- _Exercise prompt_: Seek out every line containing the word "screenshot", and copy each.

- _Entries supplied_:
━━━━

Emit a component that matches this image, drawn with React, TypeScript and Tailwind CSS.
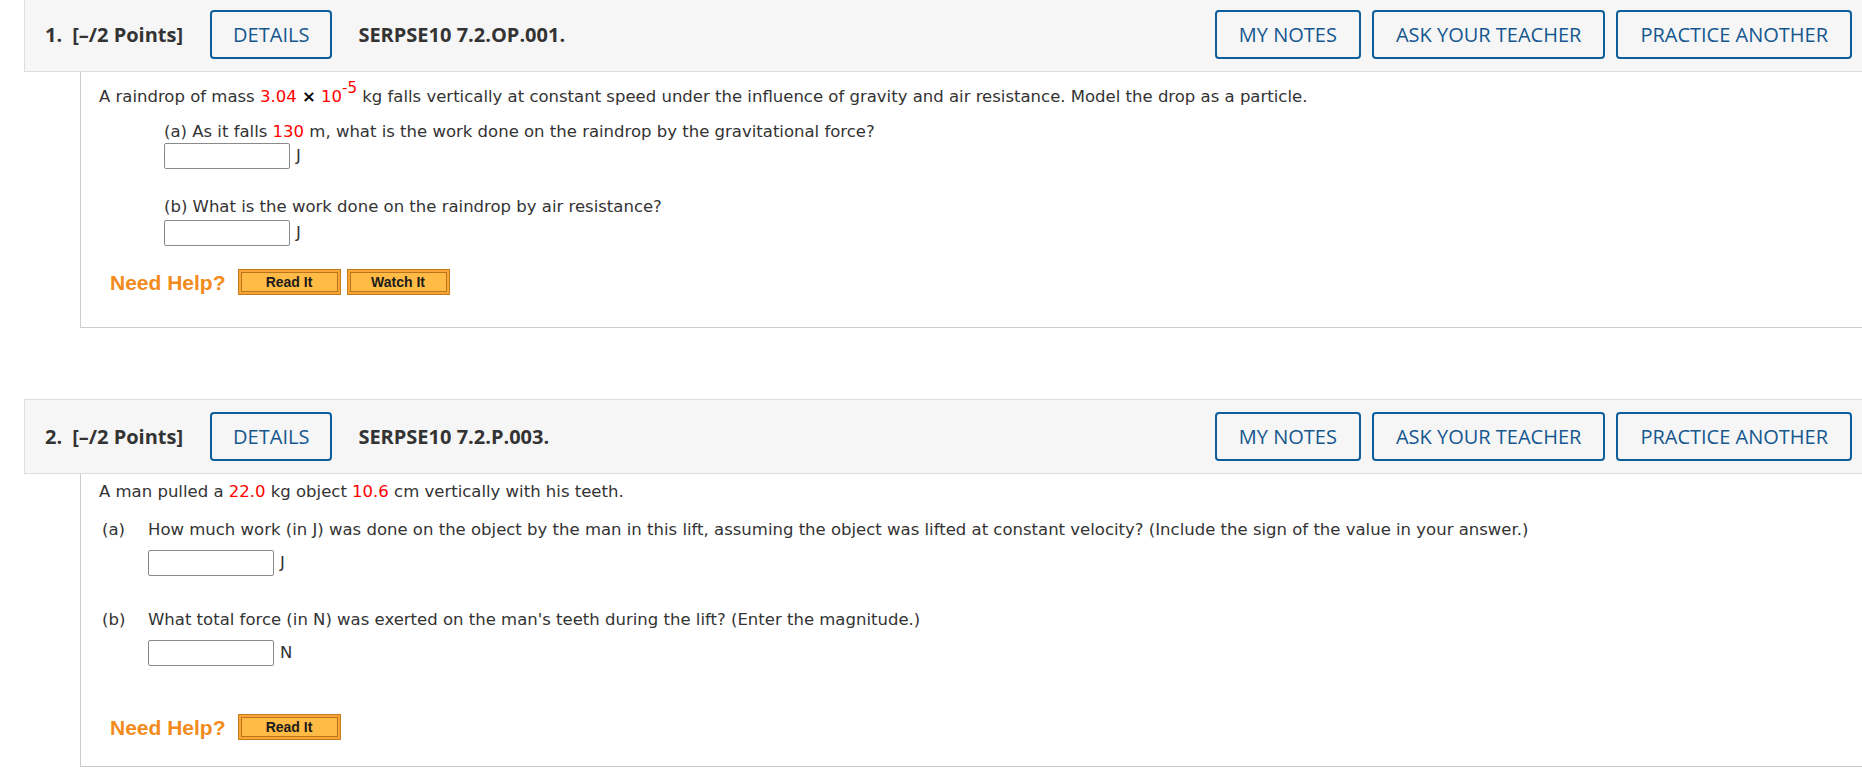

━━━━

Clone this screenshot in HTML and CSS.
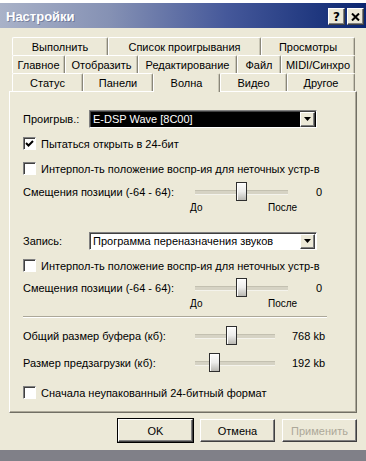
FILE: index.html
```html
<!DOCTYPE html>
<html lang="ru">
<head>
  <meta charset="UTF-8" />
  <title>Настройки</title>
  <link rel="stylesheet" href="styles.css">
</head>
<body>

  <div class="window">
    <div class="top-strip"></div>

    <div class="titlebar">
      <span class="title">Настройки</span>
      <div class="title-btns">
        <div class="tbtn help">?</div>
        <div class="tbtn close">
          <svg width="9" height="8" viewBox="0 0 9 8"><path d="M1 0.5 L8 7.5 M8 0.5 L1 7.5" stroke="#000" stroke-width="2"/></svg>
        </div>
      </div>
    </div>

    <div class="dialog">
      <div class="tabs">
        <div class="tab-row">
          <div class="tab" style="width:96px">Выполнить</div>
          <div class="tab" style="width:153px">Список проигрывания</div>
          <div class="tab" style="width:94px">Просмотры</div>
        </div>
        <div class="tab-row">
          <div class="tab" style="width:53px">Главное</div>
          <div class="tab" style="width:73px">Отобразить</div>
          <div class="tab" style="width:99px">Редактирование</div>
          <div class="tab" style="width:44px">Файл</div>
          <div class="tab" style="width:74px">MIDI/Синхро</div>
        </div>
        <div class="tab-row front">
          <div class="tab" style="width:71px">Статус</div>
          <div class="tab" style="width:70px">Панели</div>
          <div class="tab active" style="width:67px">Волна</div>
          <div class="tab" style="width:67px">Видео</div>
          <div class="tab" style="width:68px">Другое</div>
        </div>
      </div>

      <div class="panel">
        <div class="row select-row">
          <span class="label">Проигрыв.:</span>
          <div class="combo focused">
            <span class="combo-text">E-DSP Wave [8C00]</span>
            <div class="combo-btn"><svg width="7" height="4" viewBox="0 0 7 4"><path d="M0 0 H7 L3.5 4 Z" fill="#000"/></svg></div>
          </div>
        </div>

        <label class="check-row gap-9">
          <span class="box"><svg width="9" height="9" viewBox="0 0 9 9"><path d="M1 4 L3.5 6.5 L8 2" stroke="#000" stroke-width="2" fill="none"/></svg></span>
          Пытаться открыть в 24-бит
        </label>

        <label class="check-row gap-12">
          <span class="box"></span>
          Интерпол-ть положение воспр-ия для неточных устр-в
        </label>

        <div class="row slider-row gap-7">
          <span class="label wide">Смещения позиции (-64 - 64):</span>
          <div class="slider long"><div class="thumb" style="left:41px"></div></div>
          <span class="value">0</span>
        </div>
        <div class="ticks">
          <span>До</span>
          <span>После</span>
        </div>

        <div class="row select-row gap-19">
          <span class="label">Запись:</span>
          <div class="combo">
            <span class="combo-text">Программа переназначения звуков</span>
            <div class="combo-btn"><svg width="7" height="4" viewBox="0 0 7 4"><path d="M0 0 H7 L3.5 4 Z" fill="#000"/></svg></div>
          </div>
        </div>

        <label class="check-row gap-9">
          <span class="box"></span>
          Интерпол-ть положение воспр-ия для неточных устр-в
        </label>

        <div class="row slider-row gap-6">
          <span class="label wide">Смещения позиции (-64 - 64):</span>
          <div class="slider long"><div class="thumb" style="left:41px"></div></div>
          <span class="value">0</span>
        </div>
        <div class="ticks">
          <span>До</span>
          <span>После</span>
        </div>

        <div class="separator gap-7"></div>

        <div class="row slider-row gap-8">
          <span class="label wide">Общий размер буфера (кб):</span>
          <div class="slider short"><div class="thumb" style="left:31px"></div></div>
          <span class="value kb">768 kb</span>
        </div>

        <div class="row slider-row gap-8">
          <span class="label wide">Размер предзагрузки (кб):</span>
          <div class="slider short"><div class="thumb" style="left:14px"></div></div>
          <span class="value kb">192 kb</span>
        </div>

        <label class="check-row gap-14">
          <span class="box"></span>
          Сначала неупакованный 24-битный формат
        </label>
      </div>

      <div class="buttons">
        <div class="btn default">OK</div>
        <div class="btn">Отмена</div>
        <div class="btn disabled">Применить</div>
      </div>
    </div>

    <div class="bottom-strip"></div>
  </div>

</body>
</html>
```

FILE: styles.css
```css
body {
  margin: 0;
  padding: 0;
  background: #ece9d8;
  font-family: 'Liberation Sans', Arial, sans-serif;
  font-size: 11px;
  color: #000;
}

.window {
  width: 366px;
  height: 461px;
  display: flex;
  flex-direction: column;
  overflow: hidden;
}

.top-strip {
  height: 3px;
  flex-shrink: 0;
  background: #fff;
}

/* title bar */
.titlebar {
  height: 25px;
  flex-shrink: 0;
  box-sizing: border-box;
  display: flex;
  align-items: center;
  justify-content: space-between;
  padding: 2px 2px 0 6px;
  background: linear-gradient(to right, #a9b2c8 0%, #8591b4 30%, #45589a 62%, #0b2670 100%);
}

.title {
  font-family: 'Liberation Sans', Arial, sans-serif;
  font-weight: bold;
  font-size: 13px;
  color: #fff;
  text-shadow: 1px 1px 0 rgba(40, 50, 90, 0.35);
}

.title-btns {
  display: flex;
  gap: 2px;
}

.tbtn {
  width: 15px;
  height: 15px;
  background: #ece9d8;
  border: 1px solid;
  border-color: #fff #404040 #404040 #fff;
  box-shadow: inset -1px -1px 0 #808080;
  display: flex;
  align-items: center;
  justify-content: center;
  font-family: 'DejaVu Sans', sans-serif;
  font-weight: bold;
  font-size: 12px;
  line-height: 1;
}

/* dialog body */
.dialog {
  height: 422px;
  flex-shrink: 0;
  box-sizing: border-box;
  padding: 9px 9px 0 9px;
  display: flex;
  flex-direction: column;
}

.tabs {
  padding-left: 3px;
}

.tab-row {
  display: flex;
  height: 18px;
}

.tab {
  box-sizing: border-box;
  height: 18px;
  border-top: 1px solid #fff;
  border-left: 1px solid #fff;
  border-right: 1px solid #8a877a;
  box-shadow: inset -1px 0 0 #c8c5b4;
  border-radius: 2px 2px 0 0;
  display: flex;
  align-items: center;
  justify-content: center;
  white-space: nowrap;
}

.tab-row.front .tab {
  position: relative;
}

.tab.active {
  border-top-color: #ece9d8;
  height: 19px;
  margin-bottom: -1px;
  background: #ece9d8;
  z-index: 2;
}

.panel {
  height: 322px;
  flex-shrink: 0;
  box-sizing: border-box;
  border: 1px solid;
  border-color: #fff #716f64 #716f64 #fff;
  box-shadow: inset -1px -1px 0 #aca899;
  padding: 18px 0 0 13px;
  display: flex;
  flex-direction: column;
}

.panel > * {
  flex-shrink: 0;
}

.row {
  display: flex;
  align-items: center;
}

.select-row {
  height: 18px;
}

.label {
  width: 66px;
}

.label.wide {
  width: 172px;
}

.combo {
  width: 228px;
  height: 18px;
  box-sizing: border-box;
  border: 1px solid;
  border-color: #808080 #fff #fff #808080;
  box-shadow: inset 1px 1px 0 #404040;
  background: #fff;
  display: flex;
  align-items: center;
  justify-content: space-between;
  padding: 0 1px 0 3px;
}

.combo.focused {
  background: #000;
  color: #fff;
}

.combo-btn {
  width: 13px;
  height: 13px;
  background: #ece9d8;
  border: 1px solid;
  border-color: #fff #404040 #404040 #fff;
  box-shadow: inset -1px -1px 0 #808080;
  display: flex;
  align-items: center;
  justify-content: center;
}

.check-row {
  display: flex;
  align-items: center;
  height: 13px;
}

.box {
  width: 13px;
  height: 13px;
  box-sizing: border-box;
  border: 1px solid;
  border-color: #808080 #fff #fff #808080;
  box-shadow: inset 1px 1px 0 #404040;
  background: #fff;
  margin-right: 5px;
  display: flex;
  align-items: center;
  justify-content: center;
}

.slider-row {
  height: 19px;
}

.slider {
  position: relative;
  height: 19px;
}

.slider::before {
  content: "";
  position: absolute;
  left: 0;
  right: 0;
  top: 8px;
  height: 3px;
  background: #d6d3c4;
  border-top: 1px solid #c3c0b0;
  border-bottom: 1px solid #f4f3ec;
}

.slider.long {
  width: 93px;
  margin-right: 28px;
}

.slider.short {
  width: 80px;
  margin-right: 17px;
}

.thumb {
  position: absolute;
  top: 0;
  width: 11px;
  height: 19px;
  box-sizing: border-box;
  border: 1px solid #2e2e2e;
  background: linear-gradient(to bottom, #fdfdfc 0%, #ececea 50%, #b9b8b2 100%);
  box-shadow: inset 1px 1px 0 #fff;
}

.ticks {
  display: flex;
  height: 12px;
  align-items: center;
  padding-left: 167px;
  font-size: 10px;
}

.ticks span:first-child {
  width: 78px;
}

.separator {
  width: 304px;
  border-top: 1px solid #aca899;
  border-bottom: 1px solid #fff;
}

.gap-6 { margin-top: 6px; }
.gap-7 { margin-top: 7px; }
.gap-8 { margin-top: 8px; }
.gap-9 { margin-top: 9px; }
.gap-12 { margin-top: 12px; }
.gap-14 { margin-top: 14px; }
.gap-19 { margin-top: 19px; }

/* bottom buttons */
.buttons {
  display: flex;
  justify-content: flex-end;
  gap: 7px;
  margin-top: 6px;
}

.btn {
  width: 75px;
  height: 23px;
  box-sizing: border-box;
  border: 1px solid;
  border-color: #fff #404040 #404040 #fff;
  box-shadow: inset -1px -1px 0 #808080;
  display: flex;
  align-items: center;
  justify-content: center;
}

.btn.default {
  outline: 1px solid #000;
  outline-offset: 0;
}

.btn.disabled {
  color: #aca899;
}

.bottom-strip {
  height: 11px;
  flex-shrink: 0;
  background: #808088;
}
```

━━━━

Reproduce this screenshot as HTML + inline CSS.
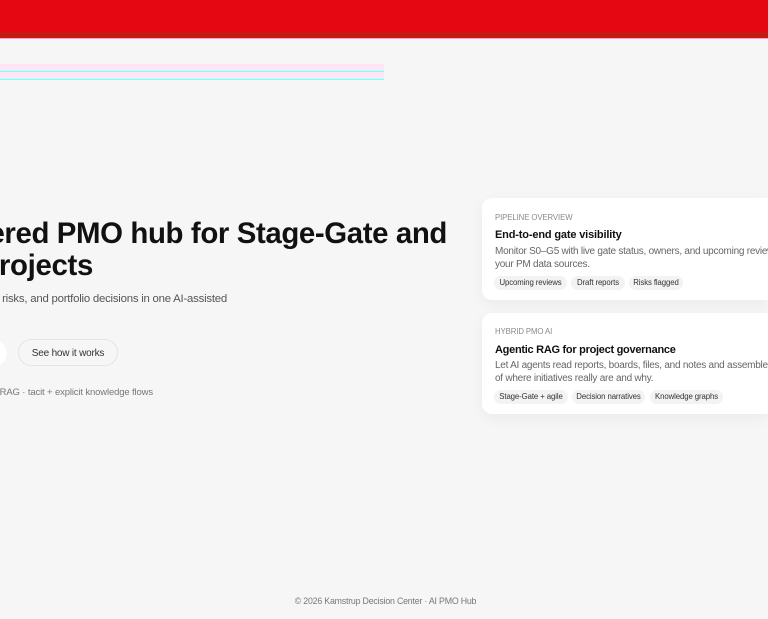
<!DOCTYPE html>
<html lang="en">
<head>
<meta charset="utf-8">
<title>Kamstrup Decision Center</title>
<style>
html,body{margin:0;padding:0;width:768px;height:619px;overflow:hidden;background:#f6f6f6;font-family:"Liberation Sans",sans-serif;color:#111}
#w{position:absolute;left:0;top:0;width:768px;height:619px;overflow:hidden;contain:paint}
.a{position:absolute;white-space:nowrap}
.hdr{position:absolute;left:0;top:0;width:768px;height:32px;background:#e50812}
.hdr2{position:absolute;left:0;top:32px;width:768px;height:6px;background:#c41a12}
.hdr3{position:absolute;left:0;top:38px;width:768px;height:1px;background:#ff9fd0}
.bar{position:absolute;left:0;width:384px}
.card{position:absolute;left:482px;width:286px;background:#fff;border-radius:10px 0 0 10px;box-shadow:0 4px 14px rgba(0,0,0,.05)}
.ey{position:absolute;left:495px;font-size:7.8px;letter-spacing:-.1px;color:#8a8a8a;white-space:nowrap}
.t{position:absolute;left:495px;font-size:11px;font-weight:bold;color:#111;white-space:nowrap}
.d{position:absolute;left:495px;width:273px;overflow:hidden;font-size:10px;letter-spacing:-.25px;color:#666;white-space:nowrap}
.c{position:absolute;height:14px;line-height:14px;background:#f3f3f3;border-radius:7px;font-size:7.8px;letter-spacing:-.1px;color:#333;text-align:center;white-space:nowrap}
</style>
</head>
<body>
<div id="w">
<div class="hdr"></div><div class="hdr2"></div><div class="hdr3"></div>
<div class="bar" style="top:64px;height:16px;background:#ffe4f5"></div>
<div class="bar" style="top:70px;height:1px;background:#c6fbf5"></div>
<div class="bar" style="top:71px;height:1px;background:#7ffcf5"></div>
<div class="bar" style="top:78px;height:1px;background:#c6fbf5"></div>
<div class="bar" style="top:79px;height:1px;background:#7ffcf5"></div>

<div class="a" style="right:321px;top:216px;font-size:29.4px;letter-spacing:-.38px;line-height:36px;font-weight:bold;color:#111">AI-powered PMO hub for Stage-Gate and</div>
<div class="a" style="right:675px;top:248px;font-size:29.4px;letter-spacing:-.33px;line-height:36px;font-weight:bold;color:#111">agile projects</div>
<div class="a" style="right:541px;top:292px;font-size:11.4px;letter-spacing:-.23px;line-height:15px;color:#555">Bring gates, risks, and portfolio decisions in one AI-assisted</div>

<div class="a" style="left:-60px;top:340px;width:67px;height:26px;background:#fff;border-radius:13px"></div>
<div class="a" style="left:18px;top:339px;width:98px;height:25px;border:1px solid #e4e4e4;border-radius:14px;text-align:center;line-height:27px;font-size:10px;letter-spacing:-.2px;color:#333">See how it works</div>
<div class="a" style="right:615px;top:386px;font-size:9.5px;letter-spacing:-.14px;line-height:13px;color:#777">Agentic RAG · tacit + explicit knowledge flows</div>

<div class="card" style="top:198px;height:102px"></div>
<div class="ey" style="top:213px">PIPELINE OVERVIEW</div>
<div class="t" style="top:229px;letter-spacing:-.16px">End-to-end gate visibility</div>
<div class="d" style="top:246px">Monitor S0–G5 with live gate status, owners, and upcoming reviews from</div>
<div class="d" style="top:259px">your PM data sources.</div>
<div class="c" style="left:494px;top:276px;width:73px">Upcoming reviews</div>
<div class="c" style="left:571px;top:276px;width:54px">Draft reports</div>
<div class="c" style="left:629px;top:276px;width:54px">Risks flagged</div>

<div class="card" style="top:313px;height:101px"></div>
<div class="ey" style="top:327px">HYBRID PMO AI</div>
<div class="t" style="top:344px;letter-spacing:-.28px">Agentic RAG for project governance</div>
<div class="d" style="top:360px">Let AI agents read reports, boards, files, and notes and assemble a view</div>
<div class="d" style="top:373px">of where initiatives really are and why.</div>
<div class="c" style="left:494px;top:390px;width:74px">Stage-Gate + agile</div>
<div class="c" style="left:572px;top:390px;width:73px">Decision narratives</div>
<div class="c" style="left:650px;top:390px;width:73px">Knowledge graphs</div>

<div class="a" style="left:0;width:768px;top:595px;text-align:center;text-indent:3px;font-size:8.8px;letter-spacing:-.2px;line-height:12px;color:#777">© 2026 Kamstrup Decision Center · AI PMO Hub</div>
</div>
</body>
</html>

━━━━

- _Task output_:
Clone this screenshot in HTML and CSS.
Reproduce this screenshot as HTML + inline CSS.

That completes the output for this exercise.